Took the title from an epithet on the WWII monument on Elizabeth walk (present day Esplanade).

In the late 80s in Chinatown, I lived 300 metres from the Singapore river where it was a cruising ground for gay men by night before urban renewal took over the quiet stone steps. Most evenings I would take a walk along the river which led me to pass the Lim Bo Seng monument and make the turn-around by the WWII monument. I recall seeing phallic-like concrete dividers linked with iron chains along Elizabeth Walk ...reminding me of my illegal status as a gay man in Singapore. Elisabeth Walk at the mouth of Singapore River was at that time known as a popular park for straight couples on a date or courting. In the 80s I was on a testosterone high and coming out as a gay man. I recall the dilemma of pleading my grandparents ( I grew up with them) my leaving home for the US each time I walked from the " gay-cruisy" riverbank to Eisabeth Walk.
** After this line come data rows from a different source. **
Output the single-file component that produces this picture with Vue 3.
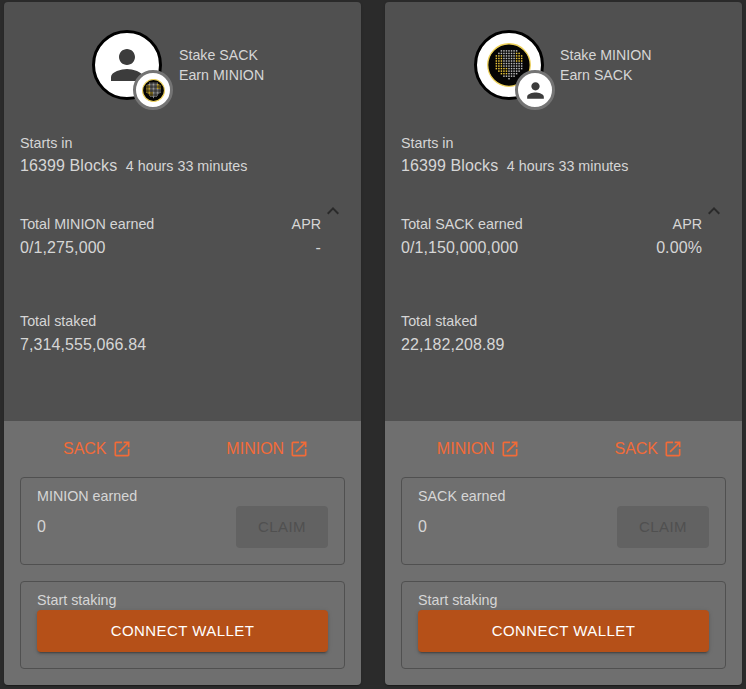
<script setup>
const cards = [
  { stake: 'SACK', earn: 'MINION', big: 'user', apr: '-', total: '0/1,275,000', staked: '7,314,555,066.84' },
  { stake: 'MINION', earn: 'SACK', big: 'logo', apr: '0.00%', total: '0/1,150,000,000', staked: '22,182,208.89' },
]
const personPath = 'M12 12c2.21 0 4-1.79 4-4s-1.79-4-4-4-4 1.79-4 4 1.79 4 4 4zm0 2c-2.67 0-8 1.34-8 4v2h16v-2c0-2.66-5.33-4-8-4z'
const openPath = 'M19 19H5V5h7V3H5c-1.11 0-2 .9-2 2v14c0 1.1.89 2 2 2h14c1.1 0 2-.9 2-2v-7h-2v7zM14 3v2h3.59l-9.83 9.83 1.41 1.41L19 6.41V10h2V3h-7z'
const halfWidths = [3, 4, 5, 5, 5, 5, 5, 5, 4, 3, 2, 0]
const dots = []
halfWidths.forEach((half, row) => {
  for (let col = 5 - half; col <= 5 + half; col++) {
    const yellow = (col < 3 && row > 1 && row < 10) || (col > 7 && row > 0 && row < 5) || (row > 6 && row < 10 && col > 2 && col < 5)
    dots.push({ x: 10.2 + col * 2.76, y: 8.6 + row * 2.76, fill: yellow ? '#efc93c' : '#bdbdbd' })
  }
})
</script>

<template>
  <div class="page">
    <section v-for="card in cards" :key="card.stake" class="card">
      <div class="top">
        <header class="head" :class="{ 'head-logo': card.big === 'logo' }">
          <div class="avatar">
            <svg v-if="card.big === 'user'" class="big-person" viewBox="0 0 24 24"><path :d="personPath" /></svg>
            <svg v-else class="big-logo" viewBox="0 0 48 48">
              <circle cx="24" cy="24" r="23.2" fill="#050505" stroke="#f0d35a" stroke-width="1.4" />
              <rect v-for="(d, i) in dots" :key="i" :x="d.x - 0.8" :y="d.y - 0.8" width="1.6" height="1.6" :fill="d.fill" />
            </svg>
            <div class="badge">
              <svg v-if="card.big === 'logo'" class="small-person" viewBox="0 0 24 24"><path :d="personPath" /></svg>
              <svg v-else class="small-logo" viewBox="0 0 48 48">
                <circle cx="24" cy="24" r="22.8" fill="#050505" stroke="#f0d35a" stroke-width="2.2" />
                <rect v-for="(d, i) in dots" :key="i" :x="d.x - 0.95" :y="d.y - 0.95" width="1.9" height="1.9" :fill="d.fill" />
              </svg>
            </div>
          </div>
          <div class="head-text">
            <div>Stake {{ card.stake }}</div>
            <div>Earn {{ card.earn }}</div>
          </div>
        </header>

        <div class="starts">
          <div class="label">Starts in</div>
          <div class="value">16399 Blocks <small>4 hours 33 minutes</small></div>
        </div>

        <div class="earned">
          <div>
            <div class="label">Total {{ card.earn }} earned</div>
            <div class="value">{{ card.total }}</div>
          </div>
          <div class="apr">
            <div class="label">APR</div>
            <div class="value">{{ card.apr }}</div>
          </div>
          <svg class="chevron" viewBox="0 0 24 24"><path d="M12 8l-6 6 1.41 1.41L12 10.83l4.59 4.58L18 14z" /></svg>
        </div>

        <div class="staked">
          <div class="label">Total staked</div>
          <div class="value">{{ card.staked }}</div>
        </div>
      </div>

      <div class="bottom">
        <div class="links">
          <a class="link">{{ card.stake }}<svg viewBox="0 0 24 24"><path :d="openPath" /></svg></a>
          <a class="link">{{ card.earn }}<svg viewBox="0 0 24 24"><path :d="openPath" /></svg></a>
        </div>
        <div class="box claim-box">
          <div class="label">{{ card.earn }} earned</div>
          <div class="claim-row">
            <div class="value">0</div>
            <button class="claim" disabled>CLAIM</button>
          </div>
        </div>
        <div class="box stake-box">
          <div class="label">Start staking</div>
          <button class="connect">CONNECT WALLET</button>
        </div>
      </div>
    </section>
  </div>
</template>

<style>
html, body { background: #2b2b2b; }
</style>

<style scoped>
.page {
  display: flex;
  gap: 24px;
  padding: 2px 4px;
  width: 746px;
  height: 689px;
  box-sizing: border-box;
  overflow: hidden;
  font-family: "Liberation Sans", Arial, sans-serif;
  color: #d6d6d6;
}
.card {
  width: 357px;
  height: 683px;
  border-radius: 4px;
  overflow: hidden;
  display: flex;
  flex-direction: column;
  box-shadow: 0 2px 1px -1px rgba(0,0,0,.2), 0 1px 1px rgba(0,0,0,.14), 0 1px 3px rgba(0,0,0,.12);
}
.top {
  height: 419px;
  background: #505050;
  padding: 28px 16px 0;
  box-sizing: border-box;
}
.head {
  display: flex;
  gap: 17px;
  height: 70px;
  margin-left: 72px;
}
.head-logo {
  gap: 16px;
  margin-left: 73px;
}
.avatar {
  position: relative;
  width: 70px;
  height: 70px;
  box-sizing: border-box;
  border: 3px solid #000;
  border-radius: 50%;
  background: #fff;
  display: flex;
  align-items: center;
  justify-content: center;
}
.big-person { width: 48px; height: 48px; fill: #3c3c3c; }
.big-logo { width: 44px; height: 44px; }
.badge {
  position: absolute;
  right: -14px;
  bottom: -13px;
  width: 40px;
  height: 40px;
  box-sizing: border-box;
  border: 3px solid #747474;
  border-radius: 50%;
  background: #fff;
  display: flex;
  align-items: center;
  justify-content: center;
}
.small-person { width: 25px; height: 25px; fill: #3c3c3c; }
.small-logo { width: 23px; height: 23px; }
.head-text {
  font-size: 14.2px;
  line-height: 20px;
  padding-top: 15px;
}
.label {
  font-size: 14.3px;
  line-height: 20px;
}
.value {
  font-size: 16px;
  line-height: 24px;
  letter-spacing: .1px;
}
.value small {
  font-size: 14.3px;
  letter-spacing: 0;
  margin-left: 4px;
}
.starts { margin-top: 33px; }
.starts .value { margin-top: 1px; }
.earned {
  position: relative;
  display: flex;
  justify-content: space-between;
  margin-top: 36px;
  padding-right: 24px;
}
.earned .value { margin-top: 2px; }
.staked .value { margin-top: 2px; }
.apr { text-align: right; }
.chevron {
  position: absolute;
  right: 0;
  top: -15px;
  width: 24px;
  height: 24px;
  fill: #2a2a2a;
}
.staked { margin-top: 51px; }
.bottom {
  flex: 1;
  background: #6f6f6f;
  padding: 0 16px;
}
.links {
  display: grid;
  grid-template-columns: 1fr 1fr;
  justify-items: center;
  margin: 0 -8px;
  height: 56px;
  align-items: center;
}
.link {
  display: inline-flex;
  align-items: center;
  gap: 5px;
  font-size: 16px;
  color: #f26b38;
}
.link svg { width: 20px; height: 20px; fill: #f26b38; }
.box {
  width: 325px;
  height: 88px;
  box-sizing: border-box;
  border: 1px solid #505050;
  border-radius: 4px;
  padding: 8px 16px 0;
}
.claim-box { margin-bottom: 16px; }
.claim-row {
  display: flex;
  justify-content: space-between;
  align-items: center;
}
.claim-row .value { margin-top: -1px; }
.claim, .connect {
  font-family: inherit;
  font-size: 15px;
  border: 0;
  border-radius: 4px;
  height: 42px;
  padding: 0 0 2px;
  letter-spacing: .43px;
}
.claim {
  width: 92px;
  background: #626262;
  color: #505050;
}
.connect {
  width: 291px;
  background: #b55018;
  color: #fff;
  margin-top: -1px;
  box-shadow: 0 3px 1px -2px rgba(0,0,0,.2), 0 2px 2px rgba(0,0,0,.14), 0 1px 5px rgba(0,0,0,.12);
}
.stake-box .label { line-height: 20px; margin-bottom: 1px; }
</style>
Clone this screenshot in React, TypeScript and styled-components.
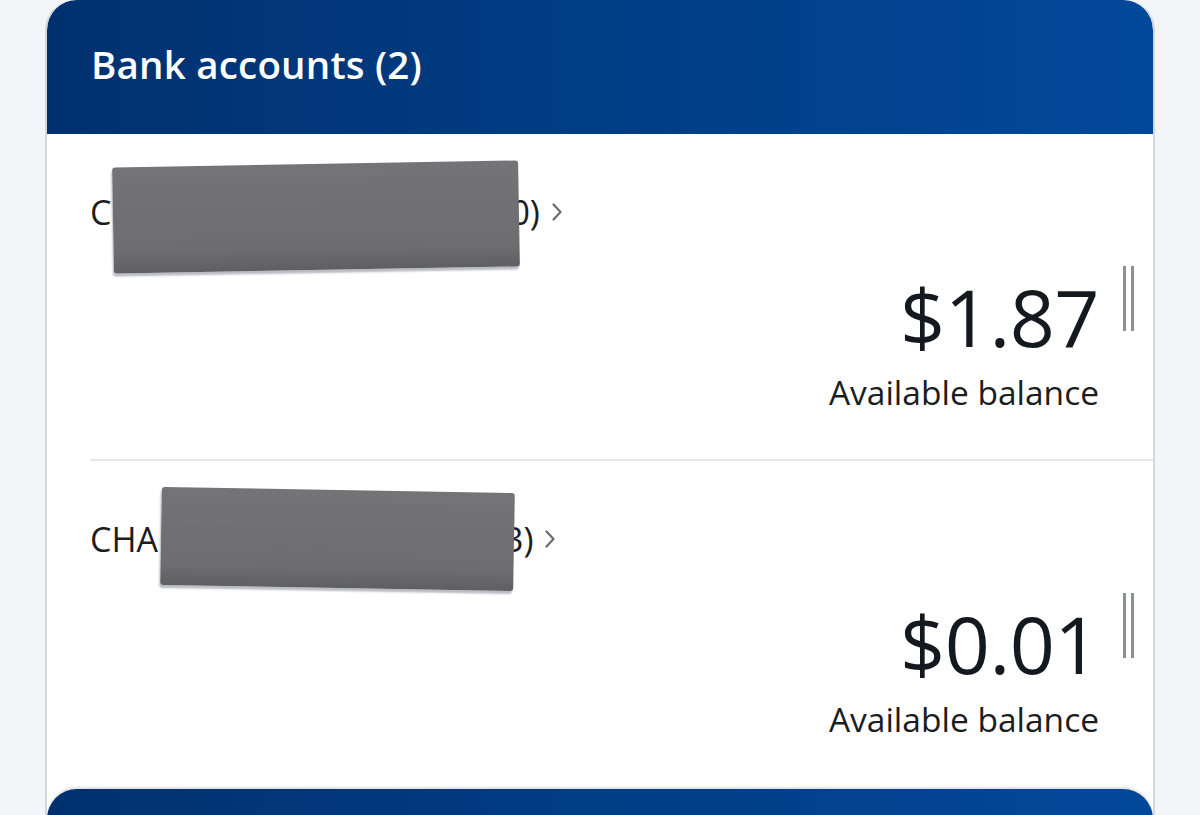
import React from "react";
import styled, { createGlobalStyle } from "styled-components";

const Global = createGlobalStyle`
  html, body { margin: 0; padding: 0; }
  body {
    background: #f3f5f8;
    font-family: "Open Sans", "Noto Sans", sans-serif;
    width: 1200px;
    height: 815px;
    overflow: hidden;
  }
`;

const Page = styled.div`
  padding: 0 45px 0 45px;
`;

const Shell = styled.div`
  background: #ffffff;
  border-left: 2px solid #d3d7dd;
  border-right: 2px solid #d3d7dd;
  border-radius: 30px 30px 0 0;
  height: 815px;
  overflow: hidden;
`;

const Header = styled.div<{ $top?: boolean }>`
  height: 134px;
  box-sizing: border-box;
  background: linear-gradient(90deg, #01306f 0%, #013c83 45%, #02489a 100%);
  border-radius: 30px 30px 0 0;
  display: flex;
  align-items: center;
  padding-left: 44px;
  ${(p) => (!p.$top ? "box-shadow: 0 -2px 2px rgba(0,0,0,0.12);" : "")}
`;

const Title = styled.h2`
  margin: 0;
  color: #ffffff;
  font-size: 38.5px;
  font-weight: 600;
  letter-spacing: 0.2px;
  margin-top: -6px;
`;

const Row = styled.div<{ $last?: boolean }>`
  margin-left: 43px;
  padding-top: 56px;
  height: ${(p) => (p.$last ? "328px" : "327px")};
  box-sizing: border-box;
  border-bottom: ${(p) => (p.$last ? "none" : "2px solid #e4e6ea")};
  display: flex;
  flex-direction: column;
`;

const NameLine = styled.div`
  position: relative;
  display: flex;
  align-items: center;
  height: 44px;
  font-size: 34px;
  color: #1b1d21;
`;

const Chevron = styled.svg`
  margin-left: 10px;
  width: 14px;
  height: 24px;
`;

const Redaction = styled.div<{ $left: number; $width: number; $top: number; $height: number; $rot: number }>`
  position: absolute;
  left: ${(p) => p.$left}px;
  top: ${(p) => p.$top}px;
  width: ${(p) => p.$width}px;
  height: ${(p) => p.$height}px;
  background: linear-gradient(180deg, #747477 0%, #6d6d70 80%, #5f5f63 100%);
  transform: rotate(${(p) => p.$rot}deg);
  border-radius: 3px;
  box-shadow: -1px 3px 2px rgba(60, 60, 90, 0.35);
`;

const AmountArea = styled.div`
  display: flex;
  justify-content: flex-end;
  align-items: flex-start;
  margin-top: 38px;
  padding-right: 19px;
`;

const AmountBlock = styled.div`
  text-align: right;
  margin-right: 24px;
`;

const Amount = styled.div`
  font-size: 79px;
  line-height: 90px;
  color: #14181f;
  letter-spacing: -0.5px;
`;

const Label = styled.div`
  font-size: 33.5px;
  line-height: 44px;
  color: #1b1d21;
  margin-top: 8px;
`;

const Bars = styled.div`
  display: flex;
  gap: 5px;
  margin-top: -6px;
`;

const Bar = styled.span`
  display: block;
  width: 3px;
  height: 65px;
  background: #8d8f93;
`;

const ChevronIcon = () => (
  <Chevron viewBox="0 0 14 24">
    <path d="M3.5 4.5 L10.5 12 L3.5 19.5" fill="none" stroke="#6a6c70" strokeWidth="2.2" strokeLinecap="round" strokeLinejoin="round" />
  </Chevron>
);

type Acc = {
  prefix: string;
  suffix: string;
  gap: number;
  amount: string;
  red: { left: number; width: number; top: number; height: number; rot: number };
};

const accounts: Acc[] = [
  { prefix: "C", suffix: "0)", gap: 399, amount: "$1.87", red: { left: 23, width: 406, top: -26, height: 106, rot: -1.0 } },
  { prefix: "CHA", suffix: "3)", gap: 346, amount: "$0.01", red: { left: 71, width: 353, top: -27, height: 98, rot: 1.0 } },
];

const Spacer = styled.span<{ $w: number }>`
  display: inline-block;
  width: ${(p) => p.$w}px;
`;

export default function App() {
  return (
    <>
      <Global />
      <Page>
        <Shell>
          <Header $top>
            <Title>Bank accounts (2)</Title>
          </Header>
          {accounts.map((a, i) => (
            <Row key={i} $last={i === accounts.length - 1}>
              <NameLine>
                <span>{a.prefix}</span>
                <Spacer $w={a.gap} />
                <span>{a.suffix}</span>
                <ChevronIcon />
                <Redaction $left={a.red.left} $width={a.red.width} $top={a.red.top} $height={a.red.height} $rot={a.red.rot} />
              </NameLine>
              <AmountArea>
                <AmountBlock>
                  <Amount>{a.amount}</Amount>
                  <Label>Available balance</Label>
                </AmountBlock>
                <Bars>
                  <Bar />
                  <Bar />
                </Bars>
              </AmountArea>
            </Row>
          ))}
          <Header />
        </Shell>
      </Page>
    </>
  );
}
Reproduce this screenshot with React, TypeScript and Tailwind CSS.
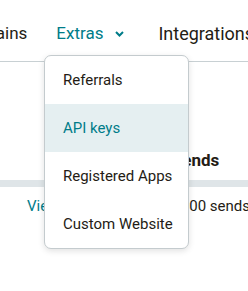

The figure of a passionate couple necking in the shadows of a park bench took centrestage in this composition between the two monuments. The Lim Bo Seng pagoda, the fu dogs on left are like angry phallases. The axe-like black granite and wreath encircle a rose-like vulva or gathered foreskin/ puckered anus on the WWII monument, outweigh my guilt’s as a filial gay son in the 1980s.



Charcoal on water colour paper (3m x 1.5m), traces of blue pastel and Chinese ink. Made in studio on Holland Rd (aka DragCourt). Exhibited at Goethe Institut 1990 together with Old Man Cigarettes and Gold Watch.